The Body Won’t Close

Legend has it that the capoeira player Besouro Mangangá summoned Bahia’s full magical power to seal his body from harm. Neither bullets nor knives could pierce his skin anymore. But his enemies knew that the act of love could remove this magical protection and so they sent him a beautiful woman. Even today, young men in Santo Amaro tell each other the story of Besouro Mangangá and link it to the violent reality of their precarious lives.

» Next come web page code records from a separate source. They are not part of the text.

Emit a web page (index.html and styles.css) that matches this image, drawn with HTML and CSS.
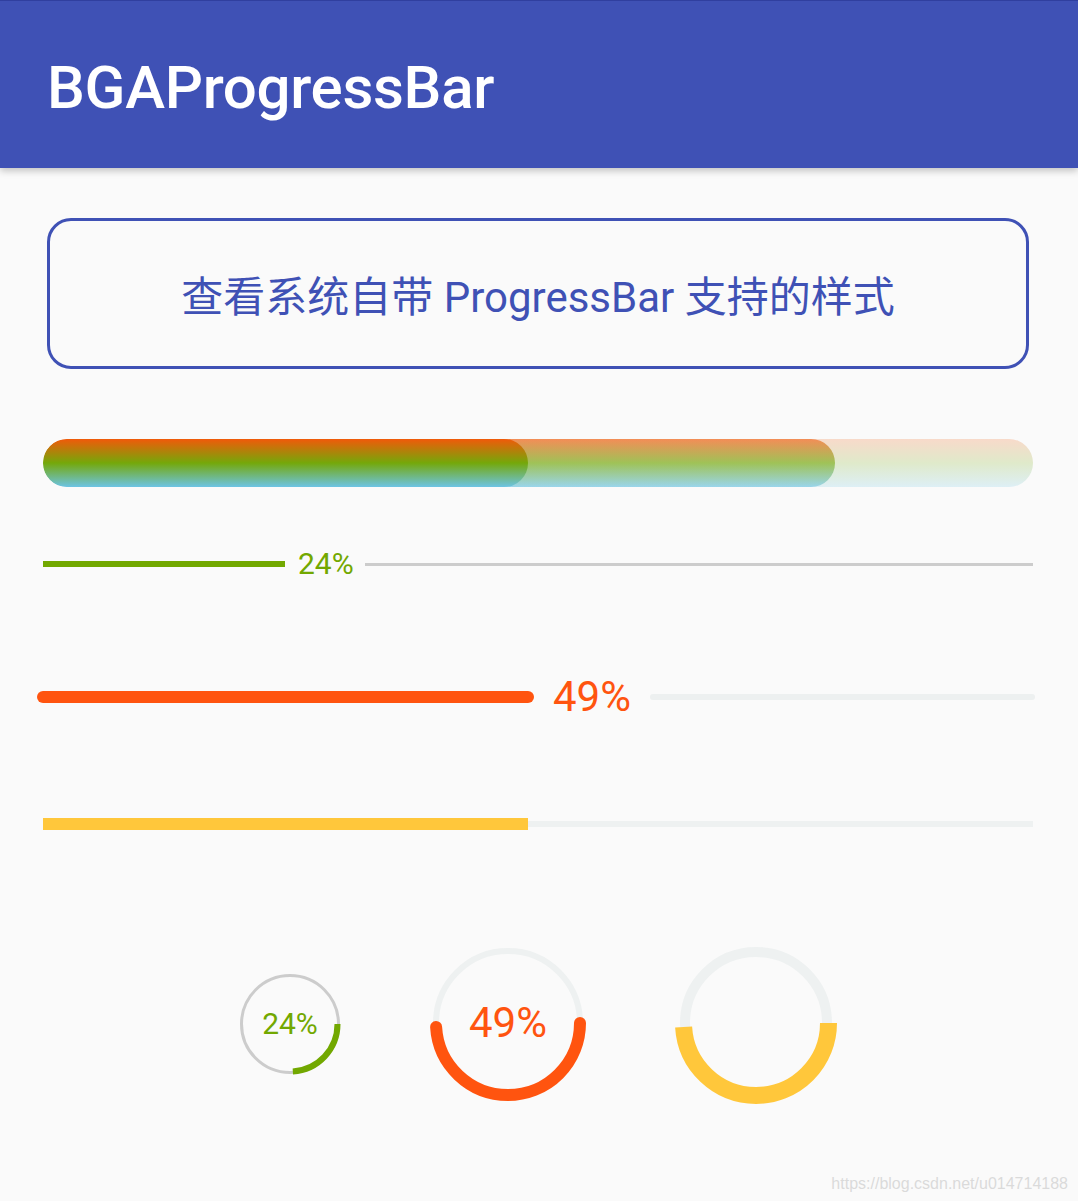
FILE: index.html
```html
<!DOCTYPE html>
<html lang="zh-CN">
<head>
  <meta charset="UTF-8">
  <meta name="viewport" content="width=device-width, initial-scale=1.0">
  <title>BGAProgressBar</title>
  <link rel="stylesheet" href="styles.css">
</head>
<body>
  <header class="toolbar">
    <h1 class="toolbar-title">BGAProgressBar</h1>
  </header>

  <main class="content">
    <button class="outline-btn">查看系统自带 ProgressBar 支持的样式</button>

    <!-- gradient bar: track / secondary / primary -->
    <div class="grad-bar">
      <div class="grad-secondary" style="width: 80%"></div>
      <div class="grad-primary" style="width: 49%"></div>
    </div>

    <div class="text-bar">
      <div class="text-bar-reach green"></div>
      <span class="text-bar-label green-text">24%</span>
      <div class="text-bar-rest"></div>
    </div>

    <div class="text-bar text-bar-big">
      <div class="text-bar-reach orange"></div>
      <span class="text-bar-label orange-text">49%</span>
      <div class="text-bar-rest"></div>
    </div>

    <div class="flat-bar">
      <div class="flat-bar-reach" style="width: 49%"></div>
      <div class="flat-bar-rest"></div>
    </div>

    <div class="circles">
      <div class="circle circle-sm">
        <svg width="102" height="102" viewBox="0 0 102 102">
          <circle cx="51" cy="51" r="48.5" fill="none" stroke="#cccccc" stroke-width="3"/>
          <circle cx="51" cy="51" r="47.5" fill="none" stroke="#72a800" stroke-width="6"
                  stroke-dasharray="71.6 400"/>
        </svg>
        <span class="circle-label green-text">24%</span>
      </div>

      <div class="circle circle-md">
        <svg width="156" height="156" viewBox="0 0 156 156">
          <circle cx="78" cy="78" r="72" fill="none" stroke="#eef1f1" stroke-width="6"/>
          <circle cx="78" cy="78" r="72" fill="none" stroke="#ff540f" stroke-width="12"
                  stroke-linecap="round" stroke-dasharray="221.7 600"/>
        </svg>
        <span class="circle-label circle-label-md orange-text">49%</span>
      </div>

      <div class="circle circle-lg">
        <svg width="162" height="162" viewBox="0 0 162 162">
          <circle cx="81" cy="81" r="71" fill="none" stroke="#eef1f1" stroke-width="10"/>
          <circle cx="81" cy="81" r="72.5" fill="none" stroke="#ffc73b" stroke-width="17"
                  stroke-dasharray="223.2 600"/>
        </svg>
      </div>
    </div>
  </main>

  <div class="watermark">https://blog.csdn.net/u014714188</div>
</body>
</html>
```

FILE: styles.css
```css
html, body {
  margin: 0;
  padding: 0;
}

body {
  background-color: #fafafa;
  font-family: Roboto, "Noto Sans CJK SC", sans-serif;
  width: 1078px;
  height: 1201px;
  position: relative;
  overflow: hidden;
}

.toolbar {
  height: 168px;
  box-sizing: border-box;
  background-color: #3f51b5;
  border-top: 1px solid #303f9f;
  padding: 6px 0 0 47px;
  display: flex;
  align-items: center;
  box-shadow: 0 3px 7px rgba(0, 0, 0, 0.22);
  position: relative;
  z-index: 1;
}

.toolbar-title {
  margin: 0;
  color: #ffffff;
  font-size: 60px;
  font-weight: 500;
  letter-spacing: -0.3px;
}

.content {
  padding: 50px 45px 0 43px;
  display: flex;
  flex-direction: column;
}

.outline-btn {
  margin: 0 4px;
  height: 151px;
  box-sizing: border-box;
  border: 3px solid #3f51b5;
  border-radius: 24px;
  background: transparent;
  color: #3f51b5;
  font-family: Roboto, "Noto Sans CJK SC", sans-serif;
  font-size: 42px;
  padding: 0;
}

/* gradient bar */
.grad-bar {
  margin-top: 70px;
  height: 48px;
  border-radius: 24px;
  position: relative;
  overflow: hidden;
  background: linear-gradient(to bottom, rgba(240, 90, 10, 0.2), rgba(116, 168, 10, 0.2) 50%, rgba(108, 196, 228, 0.2));
}

.grad-secondary,
.grad-primary {
  position: absolute;
  left: 0;
  top: 0;
  bottom: 0;
  border-radius: 24px;
}

.grad-secondary {
  background: linear-gradient(to bottom, rgba(240, 90, 10, 0.6), rgba(116, 168, 10, 0.6) 50%, rgba(108, 196, 228, 0.6));
}

.grad-primary {
  background: linear-gradient(to bottom, #f05a0a, #74a80a 50%, #6cc4e4);
}

/* bars with text */
.text-bar {
  margin-top: 62px;
  height: 30px;
  display: flex;
  align-items: center;
}

.text-bar-reach {
  flex: none;
}

.green {
  width: 242px;
  height: 6px;
  background-color: #72a800;
}

.green-text {
  color: #72a800;
}

.orange-text {
  color: #ff540f;
}

.text-bar-label {
  font-size: 30px;
  margin: 0 11px 0 13px;
  line-height: 30px;
}

.text-bar-rest {
  flex: 1;
  height: 3px;
  background-color: #cccccc;
}

.text-bar-big {
  margin-top: 97px;
  height: 42px;
}

.orange {
  width: 497px;
  height: 12px;
  margin-left: -6px;
  border-radius: 6px;
  background-color: #ff540f;
}

.text-bar-big .text-bar-label {
  font-size: 42px;
  line-height: 42px;
  margin: 0 19px 0 19px;
}

.text-bar-big .text-bar-rest {
  height: 6px;
  border-radius: 3px;
  margin-right: -2px;
  background-color: #edf0f0;
}

/* flat bar */
.flat-bar {
  margin-top: 100px;
  height: 12px;
  display: flex;
  align-items: center;
}

.flat-bar-reach {
  height: 12px;
  background-color: #ffc73b;
}

.flat-bar-rest {
  flex: 1;
  height: 6px;
  background-color: #eef1f1;
}

/* circles */
.circles {
  margin-top: 112px;
  display: flex;
  justify-content: center;
  align-items: center;
  gap: 89px;
}

.circle {
  position: relative;
  display: flex;
  align-items: center;
  justify-content: center;
}

.circle svg {
  display: block;
}

.circle-sm {
  margin-top: 2px;
}

.circle-label {
  position: absolute;
  left: 0;
  right: 0;
  top: 50%;
  transform: translateY(-50%);
  text-align: center;
  font-size: 30px;
  line-height: 30px;
}

.circle-label-md {
  font-size: 42px;
  line-height: 42px;
}

.watermark {
  position: absolute;
  right: 10px;
  bottom: 8px;
  font-family: "Liberation Sans", Arial, sans-serif;
  font-size: 16px;
  color: #dadada;
}
```
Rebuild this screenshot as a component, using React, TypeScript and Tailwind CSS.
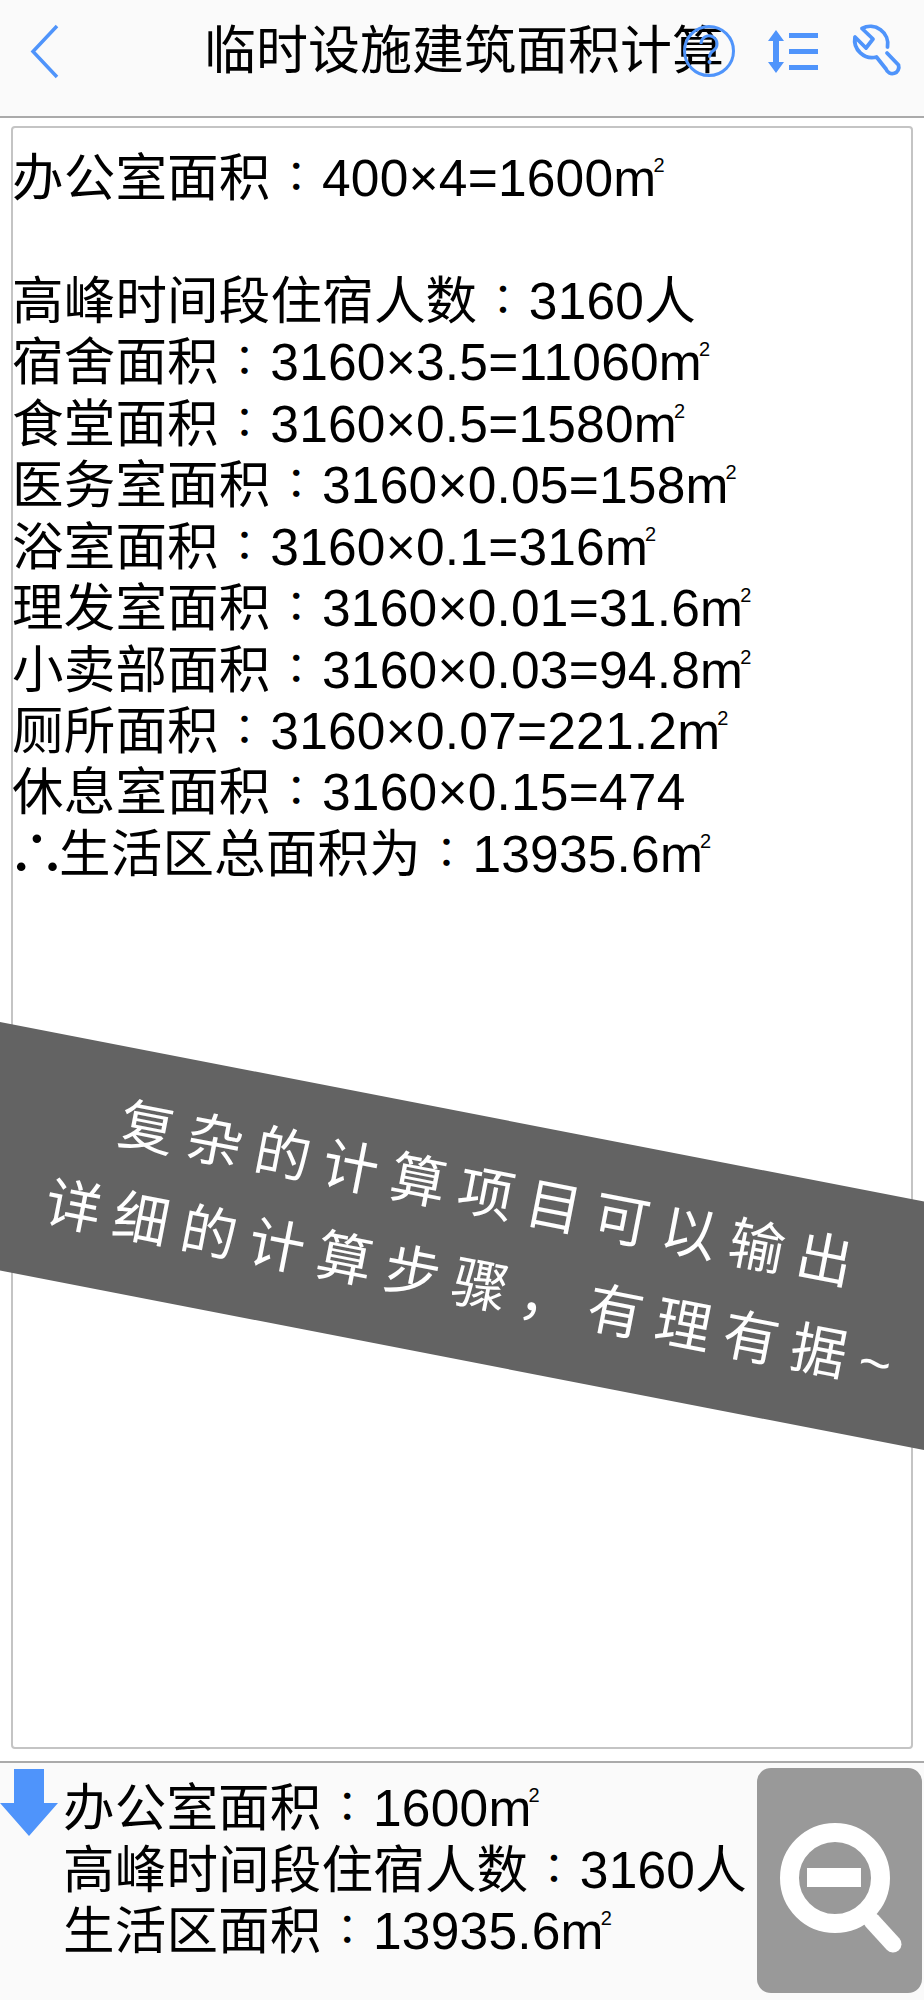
const font = { fontFamily: '"Liberation Sans","Noto Sans CJK SC",sans-serif' };
const tc = { fontFamily: '"Noto Sans CJK TC",sans-serif' };

function M2() {
  return (
    <>
      m<span className="text-[20px] leading-[0] align-[24px] -ml-[3px]">2</span>
    </>
  );
}

const lines: (string | null)[] = [
  "办公室面积：400×4=1600|",
  null,
  "高峰时间段住宿人数：3160人",
  "宿舍面积：3160×3.5=11060|",
  "食堂面积：3160×0.5=1580|",
  "医务室面积：3160×0.05=158|",
  "浴室面积：3160×0.1=316|",
  "理发室面积：3160×0.01=31.6|",
  "小卖部面积：3160×0.03=94.8|",
  "厕所面积：3160×0.07=221.2|",
  "休息室面积：3160×0.15=474",
  "生活区总面积为：13935.6|",
];

function Text({ text }: { text: string }) {
  const hasUnit = text.endsWith("|");
  const body = hasUnit ? text.slice(0, -1) : text;
  const [a, b] = body.split("：");
  return (
    <>
      {a}
      <span className="inline-block w-[51.5px] indent-0 text-center text-[42px] leading-[0] align-[4px]" style={tc}>：</span>
      {b}
      {hasUnit && <M2 />}
    </>
  );
}

function HeaderIcons() {
  return (
    <div className="absolute left-[680px] top-[15px] flex items-center">
      <svg width="60" height="70" viewBox="0 0 60 70" fill="none" stroke="#4f94fb">
        <circle cx="29" cy="36" r="24.5" strokeWidth="3" />
        <path d="M21 29 a8 8 0 1 1 12.500 6.500 c-3 2-4 3.500-4 7" strokeWidth="3" />
        <circle cx="29.500" cy="47" r="2" fill="#4f94fb" stroke="none" />
      </svg>
      <svg width="60" height="70" viewBox="0 0 60 70" className="ml-[23px]">
        <path d="M13 15 L21 26 H16 V47 H21 L13 58 L5 47 H10 V26 H5 Z" fill="#4f94fb" />
        <rect x="26" y="18" width="29" height="5" fill="#4f94fb" />
        <rect x="26" y="34" width="29" height="5" fill="#4f94fb" />
        <rect x="26" y="50" width="29" height="5" fill="#4f94fb" />
      </svg>
      <svg width="75" height="70" viewBox="0 0 75 70" className="ml-[17px]" fill="none" stroke="#4f94fb" strokeWidth="3.800" strokeLinecap="round" strokeLinejoin="round">
        <path d="M47.500 32 A17.500 17.500 0 0 0 22 13.500 L33 24 L26 33 L15 22 A17.500 17.500 0 0 0 36.500 42 L46 54 A5.500 5.500 0 0 0 58.500 50 L47 38" />
      </svg>
    </div>
  );
}

export default function App() {
  return (
    <div className="relative w-[924px] h-[2000px] overflow-hidden bg-white flex flex-col text-black" style={font}>
      <header className="relative h-[118px] shrink-0 bg-[#fafafa] border-b-2 border-[#aaaaaa]">
        <svg width="40" height="70" viewBox="0 0 40 70" className="absolute left-[25px] top-[17px]" fill="none" stroke="#4f94fb" strokeWidth="3.500">
          <path d="M32 9 L8 34.500 L32 60" />
        </svg>
        <div className="pl-[204px] pt-[21px] text-[52px] leading-[61px] whitespace-nowrap">临时设施建筑面积计算</div>
        <HeaderIcons />
      </header>

      <main className="flex-1 flex flex-col px-[11px] pt-[8px] pb-[12px] bg-white">
        <div className="flex-1 border-2 border-[#c4c4c4] rounded-[4px] pt-[20px] -indent-[1px] text-[51.5px] leading-[61.45px] tracking-[0.2px]">
          {lines.map((l, i) =>
            l === null ? (
              <div key={i} className="h-[61.45px]" />
            ) : (
              <div key={i} className="h-[61.45px] whitespace-nowrap">
                {i === 11 && <span className="inline-block w-[47px] text-center scale-[1.15]">∴</span>}
                <Text text={l} />
              </div>
            )
          )}
        </div>
      </main>

      <footer className="relative h-[239px] shrink-0 bg-[#fafafa] border-t-2 border-[#aaaaaa] flex">
        <svg width="58" height="68" viewBox="0 0 58 68" className="absolute left-0 top-[6px]">
          <path d="M14 0 H44 V34 H58 L29 67 L0 34 H14 Z" fill="#4f94fb" />
        </svg>
        <div className="pl-[63px] pt-[15px] flex-1 text-[51.5px] leading-[61.6px] tracking-[0.2px]">
          <div className="whitespace-nowrap"><Text text="办公室面积：1600|" /></div>
          <div className="whitespace-nowrap"><Text text="高峰时间段住宿人数：3160人" /></div>
          <div className="whitespace-nowrap"><Text text="生活区面积：13935.6|" /></div>
        </div>
        <div className="w-[165px] h-[225px] mt-[5px] mr-[2px] bg-[#999999] rounded-[14px] flex items-center justify-center">
          <svg width="165" height="225" viewBox="0 0 165 225">
            <circle cx="78" cy="110" r="45.500" fill="none" stroke="#ffffff" strokeWidth="19" />
            <rect x="50" y="100" width="54" height="19" fill="#ffffff" />
            <path d="M115 153 L136 176" stroke="#ffffff" strokeWidth="17" strokeLinecap="round" />
          </svg>
        </div>
      </footer>

      <div className="absolute left-[-38px] top-[1114px] w-[1000px] h-[244px] rotate-[11deg] bg-[#636363] flex flex-col items-center justify-center pl-[44px] text-white text-[56px] leading-[91px] font-normal tracking-[13px] whitespace-nowrap">
        <div>复杂的计算项目可以输出</div>
        <div>详细的计算步骤，有理有据~</div>
      </div>
    </div>
  );
}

THE BODY WON’T CLOSE is an intimate and sensory journey into the experiential worlds of young men at the margins of Brazilian society. Driven by a queer sensibility, the film poetically explores the dilemma of the human body as a porous structure and the impossibility of closing oneself off from the world, and from love.

The Village Resists

What happens when your land is being claimed as event zone for the two biggest sport events of the planet? A question that applies to the Indigenous community of Aldeia Maracanã in Rio de Janeiro, Brazil, as they face increased pressure ahead of the World Cup and the Olympic Games in Brazil. The Indigenous group lives right next to the sport stadium that stages the finals of both sport events. They wish to maintain their land as an Indigenous meeting place like it has been since the early 20th century, but that does not correspond with the plans of the Brazilian authorities and the multinational corporations coming with the sport events. From within the Indigenous settlement, the film explores how the arrival of the sport events is being experienced, how the pressure rises and how the community resists.

The Village Resists explores the city as the frontline for the Indigenous peoples’ struggle for land and survival. Any battle lost in the city can have serious consequences all over Brazil, as the recent rise in attacks on Indigenous territories and peoples have shown.